Tonality aside, the focus ahead of the new series has been in the cast – in particular Farrell as a compromised cop who’s trousered one brown envelope too many. Though precluded from providing much in the way of detail, the Dubliner has spoken of the character in terms that suggest he will be this year’s Rust Cohle – an anti-hero we can’t get enough of.
“He’s somebody who like many of us in life is wrestling with events that took place in his past, and is trying to move forward from them, but trapped in this continual cycle of behavior he can’t get out of. I think fundamentally he’s a good man that made some very bad choices.”

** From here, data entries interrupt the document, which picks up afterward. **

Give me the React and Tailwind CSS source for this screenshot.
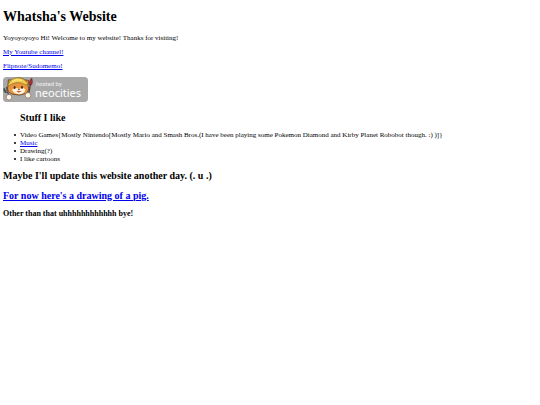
function NeocitiesBadge() {
  return (
    <svg viewBox="0 0 85 25" className="h-[25px] w-[85px]" role="img" aria-label="Hosted by Neocities">
      <rect x="0" y="0" width="85" height="25" rx="3.5" fill="#a9a9a9" />
      <path d="M5 8 5.3 2.8 10 3.2Q16 -1.2 22 3L25.5 3.4 25 9Q27 13.5 22.5 16.5 17 19.3 10 17.3 4 15.5 4.6 11Z" fill="#e9943f" stroke="#594022" strokeWidth="0.8" />
      <path d="M5.2 7.5Q8 .8 14.5 .8 21 .8 23.2 5L25.5 7.3Q22.5 8.4 19.5 6.4 13 3.8 5.2 9.2Z" fill="#f4cc4c" stroke="#80652a" strokeWidth="0.6" />
      <path d="M9 4.5Q14 1.5 19 3.4" fill="none" stroke="#fff0a2" strokeWidth="0.8" />
      <path d="M9 12.5Q13 9.5 16 12.2 19.5 9.8 22.4 12.4 21.5 17 16 17.2 10.5 17 9 12.5Z" fill="#fff0dc" />
      <ellipse cx="11.6" cy="10.6" rx="1" ry="1.5" fill="#42301f" />
      <ellipse cx="19" cy="10.2" rx="1" ry="1.5" fill="#42301f" />
      <path d="M14.6 12.2h2.5l-1.2 1.3Z" fill="#5b2e20" />
      <path d="M13.4 14.2Q16 16.8 18.5 14Z" fill="#b94d3a" />
      <path d="M.8 11.2 3 14.6M3.4 10 4.6 14M1 11.5Q1 16.5 4.4 15L6.4 19" fill="none" stroke="#4e4e4e" strokeWidth="1.3" />
      <path d="M25.6 17 27.4 7" stroke="#654235" strokeWidth="1.5" />
      <path d="M26.2 7.5Q25.9 3.2 28.8 .9 30.3 4.7 28.6 8Z" fill="#a52f32" stroke="#682d2c" strokeWidth="0.5" />
      <circle cx="6" cy="20.2" r="2.8" fill="#fff6e8" stroke="#74604c" strokeWidth="0.6" />
      <circle cx="25" cy="18.3" r="2.8" fill="#fff6e8" stroke="#74604c" strokeWidth="0.6" />
      <text x="33" y="9" fill="#f4f4f4" fontSize="6" fontFamily="Lato, sans-serif">hosted by</text>
      <text x="32" y="20" fill="#ffffff" fontSize="11" fontFamily="'Noto Sans', sans-serif">neocities</text>
    </svg>
  );
}

function ListItem({ children }) {
  return (
    <li className="flex items-center gap-[4px] before:size-[2px] before:shrink-0 before:rounded-full before:bg-black before:content-['']">
      <span>{children}</span>
    </li>
  );
}

export default function App() {
  const link = "text-[#0000ee] underline";
  return (
    <main className="bg-white px-[3px] pt-[9px] font-['Liberation_Serif',serif] text-[7px] leading-[8px] text-black">
      <h1 className="text-[14px] leading-[16px] font-bold">Whatsha's Website</h1>
      <p className="mt-[9px]">Yoyoyoyoyo Hi! Welcome to my website! Thanks for visiting!</p>
      <p className="mt-[6px]"><a href="#youtube" className={link}>My Youtube channel!</a></p>
      <p className="mt-[6px]"><a href="#flipnote" className={link}>Flipnote/Sudomemo!</a></p>
      <a href="#neocities" className="mt-[7px] block w-fit"><NeocitiesBadge /></a>
      <section className="pl-[11px]">
        <h2 className="mt-[10px] pl-[6px] text-[10px] leading-[12px] font-bold">Stuff I like</h2>
        <ul className="mt-[7px]">
          <ListItem>{"Video Games{Mostly Nintendo[Mostly Mario and Smash Bros.(I have been playing some Pokemon Diamond and Kirby Planet Robobot though. :) )]}"}</ListItem>
          <ListItem><a href="#music" className={link}>Music</a></ListItem>
          <ListItem>Drawing(?)</ListItem>
          <ListItem>I like cartoons</ListItem>
        </ul>
      </section>
      <h2 className="mt-[7px] text-[10px] leading-[12px] font-bold">Maybe I'll update this website another day. (. u .)</h2>
      <h2 className="mt-[8px] text-[10px] leading-[12px] font-bold"><a href="#pig" className={link}>For now here's a drawing of a pig.</a></h2>
      <h3 className="mt-[7px] text-[8px] leading-[10px] font-bold">Other than that uhhhhhhhhhhhh bye!</h3>
    </main>
  );
}
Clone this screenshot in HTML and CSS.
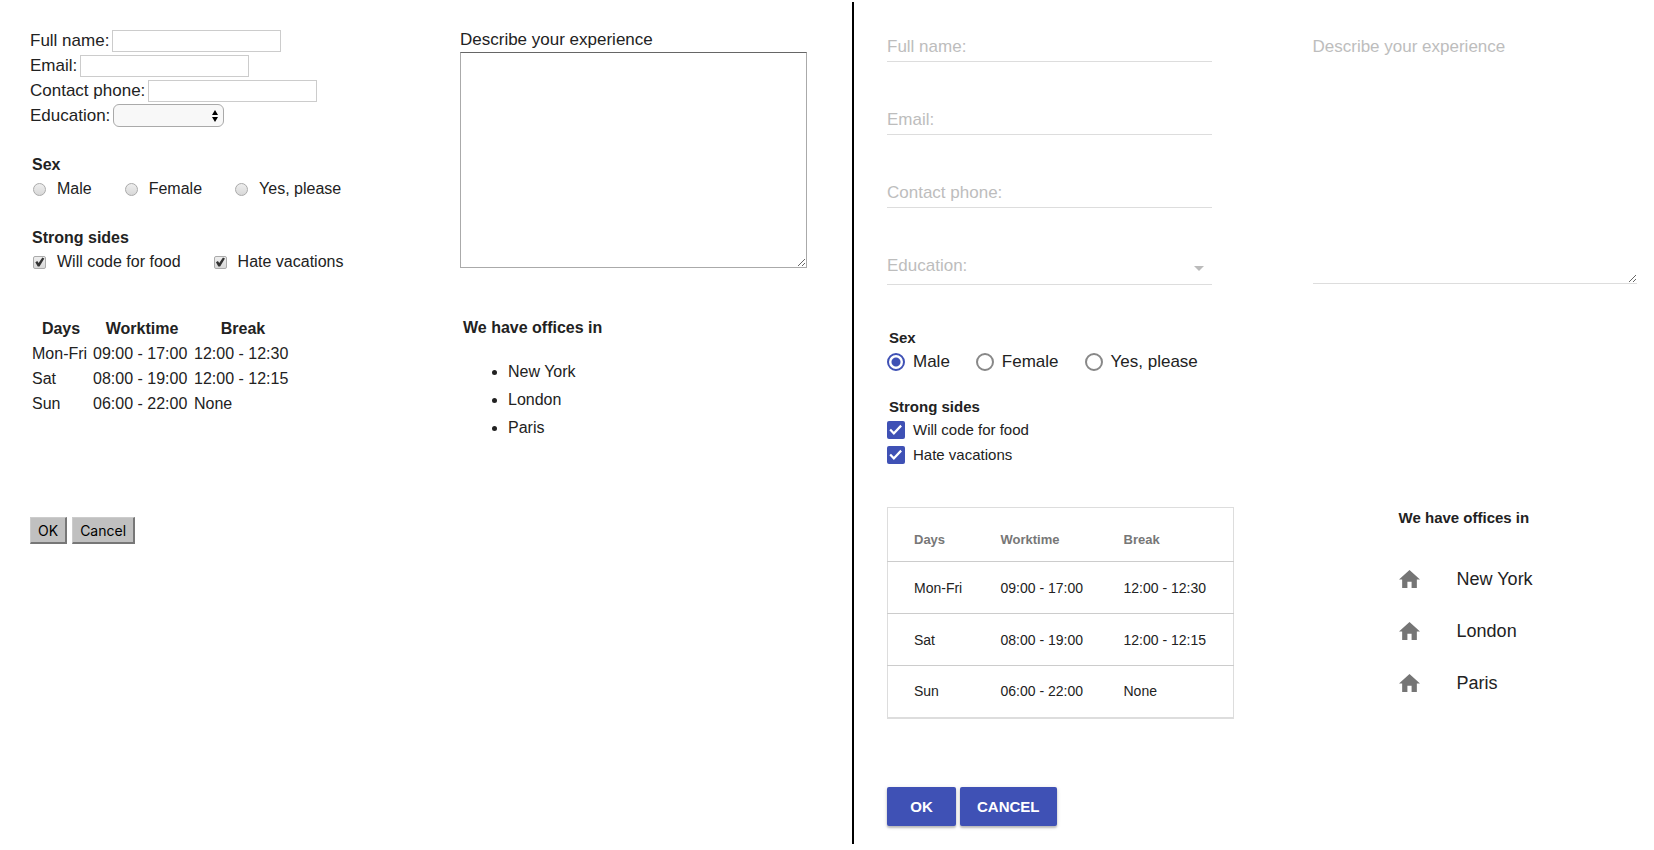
FILE: index.html
```html
<!DOCTYPE html>
<html lang="en">
<head>
    <meta charset="UTF-8">
    <meta name="viewport" content="width=device-width, initial-scale=1.0">
    <title>Plain form and material form</title>
    <link rel="stylesheet" href="styles.css">
</head>
<body>
    <main class="compare">
        <!-- Browser look -->
        <form class="panel plain">
            <div class="plain-top">
                <div>
                    <div class="row">
                        <label for="p-name">Full name:</label>
                        <input type="text" id="p-name">
                    </div>
                    <div class="row">
                        <label for="p-email">Email:</label>
                        <input type="text" id="p-email">
                    </div>
                    <div class="row">
                        <label for="p-phone">Contact phone:</label>
                        <input type="text" id="p-phone">
                    </div>
                    <div class="row">
                        <label for="p-edu">Education:</label>
                        <div class="select-wrap">
                            <select id="p-edu"><option></option></select>
                            <svg class="updown" viewBox="0 0 6 12" width="6" height="12"><path d="M3 0l3 5H0zM3 12l3-5H0z"/></svg>
                        </div>
                    </div>
                    <fieldset>
                        <legend>Sex</legend>
                        <div class="options">
                            <label><input type="radio" name="p-sex">Male</label>
                            <label><input type="radio" name="p-sex">Female</label>
                            <label><input type="radio" name="p-sex">Yes, please</label>
                        </div>
                    </fieldset>
                    <fieldset>
                        <legend>Strong sides</legend>
                        <div class="options">
                            <label><input type="checkbox" checked>Will code for food</label>
                            <label><input type="checkbox" checked>Hate vacations</label>
                        </div>
                    </fieldset>
                </div>
                <div class="experience">
                    <label for="p-exp">Describe your experience</label>
                    <textarea id="p-exp"></textarea>
                </div>
            </div>
            <div class="plain-bottom">
                <div>
                    <table>
                        <thead>
                            <tr><th>Days</th><th>Worktime</th><th>Break</th></tr>
                        </thead>
                        <tbody>
                            <tr><td>Mon-Fri</td><td>09:00 - 17:00</td><td>12:00 - 12:30</td></tr>
                            <tr><td>Sat</td><td>08:00 - 19:00</td><td>12:00 - 12:15</td></tr>
                            <tr><td>Sun</td><td>06:00 - 22:00</td><td>None</td></tr>
                        </tbody>
                    </table>
                </div>
                <div class="offices">
                    <h4>We have offices in</h4>
                    <ul>
                        <li>New York</li>
                        <li>London</li>
                        <li>Paris</li>
                    </ul>
                </div>
            </div>
            <div class="buttons">
                <button type="button">OK</button>
                <button type="button">Cancel</button>
            </div>
        </form>

        <!-- Material look -->
        <form class="panel material">
            <div class="material-top">
                <div>
                    <div class="field">
                        <input type="text" id="m-name">
                        <label for="m-name">Full name:</label>
                    </div>
                    <div class="field">
                        <input type="text" id="m-email">
                        <label for="m-email">Email:</label>
                    </div>
                    <div class="field">
                        <input type="text" id="m-phone">
                        <label for="m-phone">Contact phone:</label>
                    </div>
                    <div class="field">
                        <select id="m-edu"><option></option></select>
                        <label for="m-edu">Education:</label>
                        <svg class="arrow" viewBox="0 0 10 5" width="10" height="5"><path d="M0 0h10L5 5z"/></svg>
                    </div>
                </div>
                <div class="field">
                    <textarea id="m-exp"></textarea>
                    <label for="m-exp">Describe your experience</label>
                </div>
            </div>
            <fieldset class="sex">
                <legend>Sex</legend>
                <div class="options">
                    <label><input type="radio" name="m-sex" checked>Male</label>
                    <label><input type="radio" name="m-sex">Female</label>
                    <label><input type="radio" name="m-sex">Yes, please</label>
                </div>
            </fieldset>
            <fieldset class="sides">
                <legend>Strong sides</legend>
                <label><input type="checkbox" checked>Will code for food</label>
                <label><input type="checkbox" checked>Hate vacations</label>
            </fieldset>
            <div class="material-bottom">
                <table>
                    <thead>
                        <tr><th>Days</th><th>Worktime</th><th>Break</th></tr>
                    </thead>
                    <tbody>
                        <tr><td>Mon-Fri</td><td>09:00 - 17:00</td><td>12:00 - 12:30</td></tr>
                        <tr><td>Sat</td><td>08:00 - 19:00</td><td>12:00 - 12:15</td></tr>
                        <tr><td>Sun</td><td>06:00 - 22:00</td><td>None</td></tr>
                    </tbody>
                </table>
                <div class="offices">
                    <h4>We have offices in</h4>
                    <ul>
                        <li><svg class="home" viewBox="2 3 20 17" width="21" height="18"><path d="M10 20v-6h4v6h5v-8h3L12 3 2 12h3v8z"/></svg>New York</li>
                        <li><svg class="home" viewBox="2 3 20 17" width="21" height="18"><path d="M10 20v-6h4v6h5v-8h3L12 3 2 12h3v8z"/></svg>London</li>
                        <li><svg class="home" viewBox="2 3 20 17" width="21" height="18"><path d="M10 20v-6h4v6h5v-8h3L12 3 2 12h3v8z"/></svg>Paris</li>
                    </ul>
                </div>
            </div>
            <div class="buttons">
                <button type="button">OK</button>
                <button type="button">CANCEL</button>
            </div>
        </form>
    </main>
</body>
</html>
```
FILE: styles.css
```css
* {
    box-sizing: border-box;
}
body {
    margin: 0;
    padding: 2px 0 6px;
    background: #fff;
    color: #222;
    font-family: "Liberation Sans", Arial, sans-serif;
    font-size: 17px;
}
.compare {
    display: grid;
    grid-template-columns: 854fr 800fr;
    min-height: calc(100vh - 8px);
}
fieldset {
    border: 0;
    margin: 0;
    padding: 0;
    min-width: 0;
}
legend {
    padding: 0 2px;
    font-weight: bold;
}
h4, ul {
    margin: 0;
    padding: 0;
}
input, select, textarea {
    margin: 0;
    font: inherit;
}
textarea {
    display: block;
    width: 100%;
    resize: both;
}
.options, .options label, .buttons {
    display: flex;
    align-items: center;
}

/* plain */
.plain {
    padding: 26px 45px 20px 30px;
    border-right: 2px solid #000;
}
.plain-top, .plain-bottom {
    display: grid;
    grid-template-columns: 430fr 347fr;
}
.plain .row {
    display: flex;
    align-items: center;
    gap: 3px;
    height: 25px;
    line-height: 24px;
}
.plain .row input {
    width: 169px;
    height: 22px;
    border: 1px solid #ccc;
}
.select-wrap {
    position: relative;
    height: 23px;
}
.plain select {
    appearance: none;
    width: 111px;
    height: 23px;
    border: 1px solid #aaa;
    border-radius: 6px;
    background: #f8f8f8;
}
.updown {
    position: absolute;
    right: 6px;
    top: 6px;
    pointer-events: none;
}
.plain fieldset {
    margin-top: 25px;
    font-size: 16px;
    line-height: 24px;
}
.plain .options {
    gap: 33px;
    padding-left: 3px;
}
.plain .options label {
    gap: 11px;
}
.plain .options input {
    appearance: none;
    width: 13px;
    height: 13px;
    border: 1px solid #aaa;
    background: linear-gradient(#eee, #d8d8d8);
}
.plain input[type="radio"] {
    border-radius: 50%;
}
.plain input[type="checkbox"] {
    border-radius: 2px;
}
.plain input[type="checkbox"]::before {
    content: "";
    display: block;
    width: 11px;
    height: 11px;
    background: #333;
    clip-path: polygon(12% 52%, 30% 42%, 42% 60%, 76% 8%, 94% 18%, 50% 92%, 34% 92%);
}
.experience label {
    display: block;
    line-height: 24px;
}
.plain textarea {
    height: 216px;
    border: 1px solid #aaa;
    border-top-color: #666;
}
.plain-bottom {
    margin-top: 42px;
}
.plain table {
    border-spacing: 1px 0;
    font-size: 16px;
}
.plain th, .plain td {
    padding: 0 1px;
    height: 25px;
    line-height: 25px;
    text-align: left;
}
.plain th {
    width: 100px;
    text-align: center;
}
.plain th:first-child {
    width: 60px;
}
.plain .offices {
    font-size: 16px;
}
.plain h4 {
    padding: 0 3px;
    line-height: 24px;
}
.plain ul {
    margin-top: 18px;
    padding-left: 48px;
    line-height: 28px;
}
.plain .buttons {
    gap: 5px;
    margin-top: 75px;
}
.plain button {
    height: 27px;
    padding: 0 7px;
    border: 1px solid #ccc;
    border-right: 2px solid #777;
    border-bottom: 2px solid #777;
    background: #c0c0c0;
    color: #000;
    font-family: Inter, sans-serif;
    font-size: 14px;
}

/* material */
.material {
    padding: 28px 17px 17px 33px;
}
.material-top {
    display: grid;
    grid-template-columns: 1fr 1fr;
    column-gap: 101px;
}
.field {
    position: relative;
}
.field + .field {
    margin-top: 41px;
}
.field input, .field select, .field textarea {
    display: block;
    width: 100%;
    height: 32px;
    border: 0;
    border-bottom: 1px solid #ddd;
    background: none;
}
.field select {
    appearance: none;
    height: 36px;
}
.field textarea {
    height: 254px;
}
.field label {
    position: absolute;
    left: 0;
    top: 5px;
    line-height: 24px;
    color: #bdbdbd;
    pointer-events: none;
}
.arrow {
    position: absolute;
    right: 8px;
    top: 17px;
    fill: #bbb;
    pointer-events: none;
}
.sex {
    margin-top: 42px;
}
.material legend {
    font-size: 15px;
    line-height: 22px;
}
.material .options {
    gap: 26px;
}
.material .options label, .sides label {
    display: flex;
    align-items: center;
    gap: 8px;
    line-height: 25px;
}
.sides {
    margin-top: 22px;
    font-size: 15px;
}
.sides legend {
    line-height: 21px;
}
.material input[type="radio"] {
    appearance: none;
    width: 18px;
    height: 18px;
    border: 2px solid #888;
    border-radius: 50%;
}
.material input[type="radio"]:checked {
    border-color: #3f51b5;
    background: radial-gradient(circle, #3f51b5 4px, transparent 5px);
}
.material input[type="checkbox"] {
    appearance: none;
    width: 18px;
    height: 18px;
    border-radius: 2px;
    background: #3f51b5;
}
.material input[type="checkbox"]::before {
    content: "";
    display: block;
    width: 18px;
    height: 18px;
    background: #fff;
    clip-path: polygon(13% 54%, 22% 46%, 38% 62%, 74% 24%, 83% 33%, 38% 80%);
}
.material-bottom {
    display: grid;
    grid-template-columns: 346fr 238fr;
    column-gap: 165px;
    align-items: start;
    margin-top: 40px;
}
.material table {
    width: 100%;
    border: 1px solid #ddd;
    border-bottom-width: 2px;
    border-collapse: collapse;
    font-size: 14px;
}
.material th, .material td {
    height: 52px;
    padding: 0;
    border-top: 1px solid #ccc;
    text-align: left;
}
.material th {
    height: 54px;
    padding-top: 10px;
    border-top: 0;
    color: #777;
    font-size: 13px;
}
.material th:first-child, .material td:first-child {
    width: 113px;
    padding-left: 26px;
}
.material th:nth-child(2) {
    width: 123px;
}
.material h4 {
    font-size: 15px;
    line-height: 22px;
}
.material ul {
    margin-top: 24px;
    list-style: none;
    font-size: 18px;
}
.material li {
    display: flex;
    align-items: center;
    gap: 37px;
    height: 52px;
}
.home {
    fill: #757575;
}
.material .buttons {
    gap: 4px;
    margin-top: 68px;
}
.material button {
    min-width: 69px;
    height: 39px;
    padding: 0 17px;
    border: 0;
    border-radius: 2px;
    background: #3f51b5;
    box-shadow: 0 2px 2px rgba(0,0,0,0.2), 0 1px 4px rgba(0,0,0,0.15);
    color: #fff;
    font-family: inherit;
    font-size: 15px;
    font-weight: bold;
}
```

“Aesthetically, it’s very different,” he said of season two. “There are four main characters, as opposed to the two-character structure that’s in the first piece. But it’s a lot of the same sensibilities, and a lot of the characters are struggling with the same kind of existential quandaries and questions that are related to meaning and purpose and the burying of the darkness that may be in your past.”
The show starts with a grisly murder, Farrell has revealed, “but I think it’s more to do with what’s happening with the characters than the solving of a murder, which is what I kind of felt about the first year anyway. So hopefully people respond to it. You never know. But it was a blast to work on. It was such good material, and such a wonderful cast of characters.”